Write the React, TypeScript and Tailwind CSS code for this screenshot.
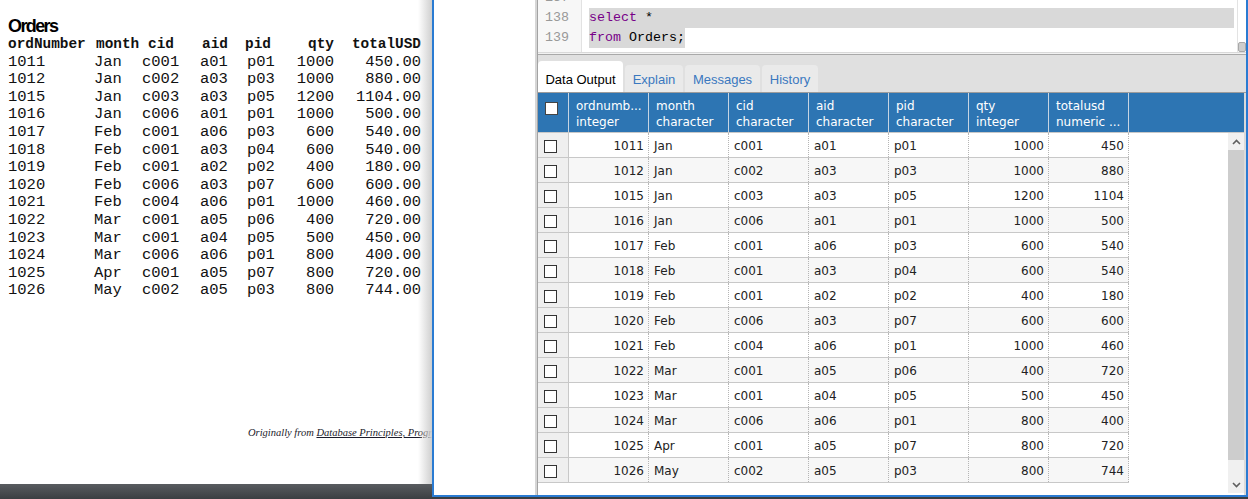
import React from 'react';

const orders = [
  ['1011', 'Jan', 'c001', 'a01', 'p01', '1000', '450.00'],
  ['1012', 'Jan', 'c002', 'a03', 'p03', '1000', '880.00'],
  ['1015', 'Jan', 'c003', 'a03', 'p05', '1200', '1104.00'],
  ['1016', 'Jan', 'c006', 'a01', 'p01', '1000', '500.00'],
  ['1017', 'Feb', 'c001', 'a06', 'p03', '600', '540.00'],
  ['1018', 'Feb', 'c001', 'a03', 'p04', '600', '540.00'],
  ['1019', 'Feb', 'c001', 'a02', 'p02', '400', '180.00'],
  ['1020', 'Feb', 'c006', 'a03', 'p07', '600', '600.00'],
  ['1021', 'Feb', 'c004', 'a06', 'p01', '1000', '460.00'],
  ['1022', 'Mar', 'c001', 'a05', 'p06', '400', '720.00'],
  ['1023', 'Mar', 'c001', 'a04', 'p05', '500', '450.00'],
  ['1024', 'Mar', 'c006', 'a06', 'p01', '800', '400.00'],
  ['1025', 'Apr', 'c001', 'a05', 'p07', '800', '720.00'],
  ['1026', 'May', 'c002', 'a05', 'p03', '800', '744.00'],
];

const pdfHeaders = ['ordNumber', 'month', 'cid', 'aid', 'pid', 'qty', 'totalUSD'];
const pdfCols = ['w-[86px]', 'w-[48px]', 'w-[58px]', 'w-[45px]', 'w-[42px]', 'w-[47px] text-right', 'w-[87px] text-right'];
const pdfHeadPad = ['', 'pl-[2px]', 'pl-[6px]', 'pl-[2px]', '', '', ''];
const pdfDataPad = ['', '', '', '', 'pl-[2px]', '', ''];

const gridHeaders = [
  ['ordnumb...', 'integer'],
  ['month', 'character'],
  ['cid', 'character'],
  ['aid', 'character'],
  ['pid', 'character'],
  ['qty', 'integer'],
  ['totalusd', 'numeric ...'],
];
const numeric = [true, false, false, false, false, true, true];

function PdfPage() {
  return (
    <div className="w-[432px] h-full shrink-0 flex flex-col">
      <div className="relative h-[484px] bg-white overflow-hidden pt-[17px]">
        <div className="pl-[8px] h-[19px] leading-[19px] text-[18px] font-bold tracking-[-1.6px] text-black font-['Liberation_Sans',Arial,sans-serif]">
          Orders
        </div>
        <div className="font-['Liberation_Mono','Courier_New',monospace] text-[15.5px] text-[#111]">
          <div className="flex pl-[8px] h-[17.6px] leading-[17.6px] font-bold text-[14.4px]">
            {pdfHeaders.map((h, i) => (
              <div key={h} className={`${pdfCols[i]} ${pdfHeadPad[i]} whitespace-nowrap`}>{h}</div>
            ))}
          </div>
          {orders.map(r => (
            <div key={r[0]} className="flex pl-[8px] h-[17.6px] leading-[17.6px]">
              {r.map((v, i) => (
                <div key={i} className={`${pdfCols[i]} ${pdfDataPad[i]} whitespace-nowrap`}>{v}</div>
              ))}
            </div>
          ))}
        </div>
        <div className="mt-[126px] pl-[248px] whitespace-nowrap italic text-[10.5px] leading-[14px] text-[#1b1b2b] font-['Liberation_Serif','Times_New_Roman',serif]">
          Originally from <span className="underline">Database Principles, Programming, and Performance</span>
        </div>
        {/* window shadow on the page edge */}
        <div className="absolute right-0 top-0 h-full w-[14px] bg-gradient-to-r from-white/0 to-[#cfcfcf]" />
      </div>
      <div className="flex-1 bg-gradient-to-b from-[#595c60] to-[#3b3e42]" />
    </div>
  );
}

function Editor() {
  const mono = "font-['Liberation_Mono','Courier_New',monospace] text-[13.33px]";
  return (
    <div className="h-[52px] flex overflow-hidden bg-white">
      <div className={`w-[44px] shrink-0 bg-[#f7f7f7] border-r border-[#e2e2e2] ${mono} text-[#999]`}>
        <div className="-mt-[12px]">
          <div className="h-[20px] leading-[20px] pl-[7px]">137</div>
          <div className="h-[20px] leading-[20px] pl-[7px]">138</div>
          <div className="h-[20px] leading-[20px] pl-[7px]">139</div>
        </div>
      </div>
      <div className={`flex-1 pl-[7px] pr-[3px] ${mono} text-black`}>
        <div className="-mt-[12px]">
          <div className="h-[20px] leading-[20px]"></div>
          <div className="h-[20px] leading-[20px] bg-[#d9d9d9] whitespace-pre">
            <span className="text-[#770088]">select</span> *
          </div>
          <div className="h-[20px] leading-[20px] whitespace-pre">
            <span className="bg-[#d9d9d9] inline-block h-[20px]">
              <span className="text-[#770088]">from</span> Orders;
            </span>
          </div>
        </div>
      </div>
      <div className="w-[9px] shrink-0 border-l border-[#e3e3e3] flex flex-col justify-end">
        <div className="h-[10px] bg-[#cdcdcd] border border-[#a8a8a8] rounded-[2px]" />
      </div>
    </div>
  );
}

function Tabs() {
  return (
    <div className="h-[38px] bg-[#e0e0e0] border-b border-[#9c9c9c] flex items-end gap-[2px] font-['Liberation_Sans',Arial,sans-serif] text-[13px] leading-[16px]">
      <div className="w-[85px] h-[31px] bg-white rounded-t-[4px] text-center pt-[11px] text-black">Data Output</div>
      <div className="w-[58px] h-[27px] bg-[#eaeaea] rounded-t-[4px] text-center pt-[7px] text-[#3a78bf]">Explain</div>
      <div className="w-[75px] h-[27px] bg-[#eaeaea] rounded-t-[4px] text-center pt-[7px] text-[#3a78bf]">Messages</div>
      <div className="w-[56px] h-[27px] bg-[#eaeaea] rounded-t-[4px] text-center pt-[7px] text-[#3a78bf]">History</div>
    </div>
  );
}

function Chevron({ up }: { up: boolean }) {
  return (
    <svg width="9" height="6" viewBox="0 0 9 6">
      <path d={up ? 'M1 5 L4.5 1.5 L8 5' : 'M1 1 L4.5 4.5 L8 1'} fill="none" stroke="#5f5f5f" strokeWidth="1.6" />
    </svg>
  );
}

function Grid() {
  return (
    <div className="flex-1 flex flex-col min-h-0 border-r-2 border-[#dadada] pb-[2px] bg-white font-['DejaVu_Sans',Verdana,sans-serif] text-[12px]">
      <div className="h-[40px] flex bg-[#2d75b3] border-b border-[#c8c8c8] text-white leading-[16px]">
        <div className="w-[30px] shrink-0 pl-[7px] pt-[9px]">
          <div className="w-[13px] h-[13px] bg-white border border-[#444]" />
        </div>
        {gridHeaders.map(h => (
          <div key={h[0]} className="w-[80px] shrink-0 border-l border-[#c5d4e3] pl-[7px] pt-[5px] whitespace-nowrap">
            <div>{h[0]}</div>
            <div>{h[1]}</div>
          </div>
        ))}
        <div className="flex-1 border-l border-[#c5d4e3]" />
      </div>
      <div className="flex-1 flex min-h-0">
        <div className="flex-1 text-[#222]">
          {orders.map((r, idx) => (
            <div
              key={r[0]}
              className={`w-[591px] h-[25px] flex border-b border-[#c8c8c8] leading-[24px] ${idx % 2 === 1 ? 'bg-[#f7f7f7]' : 'bg-white'}`}
            >
              <div className="w-[30px] shrink-0 bg-[#efefef] flex items-center pl-[6px] pt-[2px]">
                <div className="w-[13px] h-[13px] bg-white border border-[#333]" />
              </div>
              {r.map((v, i) => (
                <div
                  key={i}
                  className={`w-[80px] shrink-0 pt-[1px] border-l ${i === 0 ? 'border-solid border-[#c8c8c8]' : 'border-dotted border-[#b5b5b5]'} ${
                    i === 6 ? 'w-[81px] border-r border-r-[#b5b5b5] border-dotted' : ''
                  } ${numeric[i] ? 'text-right pr-[4px]' : 'pl-[5px]'}`}
                >
                  {i === 6 ? String(Number(v)) : v}
                </div>
              ))}
            </div>
          ))}
        </div>
        <div className="w-[16px] shrink-0 flex flex-col bg-[#f0f0f0]">
          <div className="h-[17px] flex items-center justify-center">
            <Chevron up />
          </div>
          <div className="h-[310px] bg-[#cdcdcd]" />
          <div className="flex-1" />
          <div className="h-[17px] flex items-center justify-center">
            <Chevron up={false} />
          </div>
        </div>
      </div>
    </div>
  );
}

export default function App() {
  return (
    <div className="w-[1248px] h-[499px] overflow-hidden bg-[#3b3e41] flex items-start">
      <PdfPage />
      <div className="w-[816px] h-[497px] shrink-0 border-x-2 border-b-2 border-[#2a7bd2] bg-white flex">
        <div className="w-[101px] shrink-0 bg-white" />
        <div className="w-[3px] shrink-0 bg-[#d6d6d6] border-r border-[#a3a3a3]" />
        <div className="flex-1 min-w-0 flex flex-col">
          <Editor />
          <div className="h-[3px] bg-[#f2f2f2] border-t border-[#d9d9d9] border-b border-b-[#a9a9a9]" />
          <Tabs />
          <Grid />
        </div>
      </div>
    </div>
  );
}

What the task asks:
Without any pictures, reproduce the lines from the first one in the material through the line that has "const pdfDataPad = ['', '', '', '', 'pl-[2px]', '', ''];", exactly as they appear.

Full answer:
Write the React, TypeScript and Tailwind CSS code for this screenshot.
import React from 'react';

const orders = [
  ['1011', 'Jan', 'c001', 'a01', 'p01', '1000', '450.00'],
  ['1012', 'Jan', 'c002', 'a03', 'p03', '1000', '880.00'],
  ['1015', 'Jan', 'c003', 'a03', 'p05', '1200', '1104.00'],
  ['1016', 'Jan', 'c006', 'a01', 'p01', '1000', '500.00'],
  ['1017', 'Feb', 'c001', 'a06', 'p03', '600', '540.00'],
  ['1018', 'Feb', 'c001', 'a03', 'p04', '600', '540.00'],
  ['1019', 'Feb', 'c001', 'a02', 'p02', '400', '180.00'],
  ['1020', 'Feb', 'c006', 'a03', 'p07', '600', '600.00'],
  ['1021', 'Feb', 'c004', 'a06', 'p01', '1000', '460.00'],
  ['1022', 'Mar', 'c001', 'a05', 'p06', '400', '720.00'],
  ['1023', 'Mar', 'c001', 'a04', 'p05', '500', '450.00'],
  ['1024', 'Mar', 'c006', 'a06', 'p01', '800', '400.00'],
  ['1025', 'Apr', 'c001', 'a05', 'p07', '800', '720.00'],
  ['1026', 'May', 'c002', 'a05', 'p03', '800', '744.00'],
];

const pdfHeaders = ['ordNumber', 'month', 'cid', 'aid', 'pid', 'qty', 'totalUSD'];
const pdfCols = ['w-[86px]', 'w-[48px]', 'w-[58px]', 'w-[45px]', 'w-[42px]', 'w-[47px] text-right', 'w-[87px] text-right'];
const pdfHeadPad = ['', 'pl-[2px]', 'pl-[6px]', 'pl-[2px]', '', '', ''];
const pdfDataPad = ['', '', '', '', 'pl-[2px]', '', ''];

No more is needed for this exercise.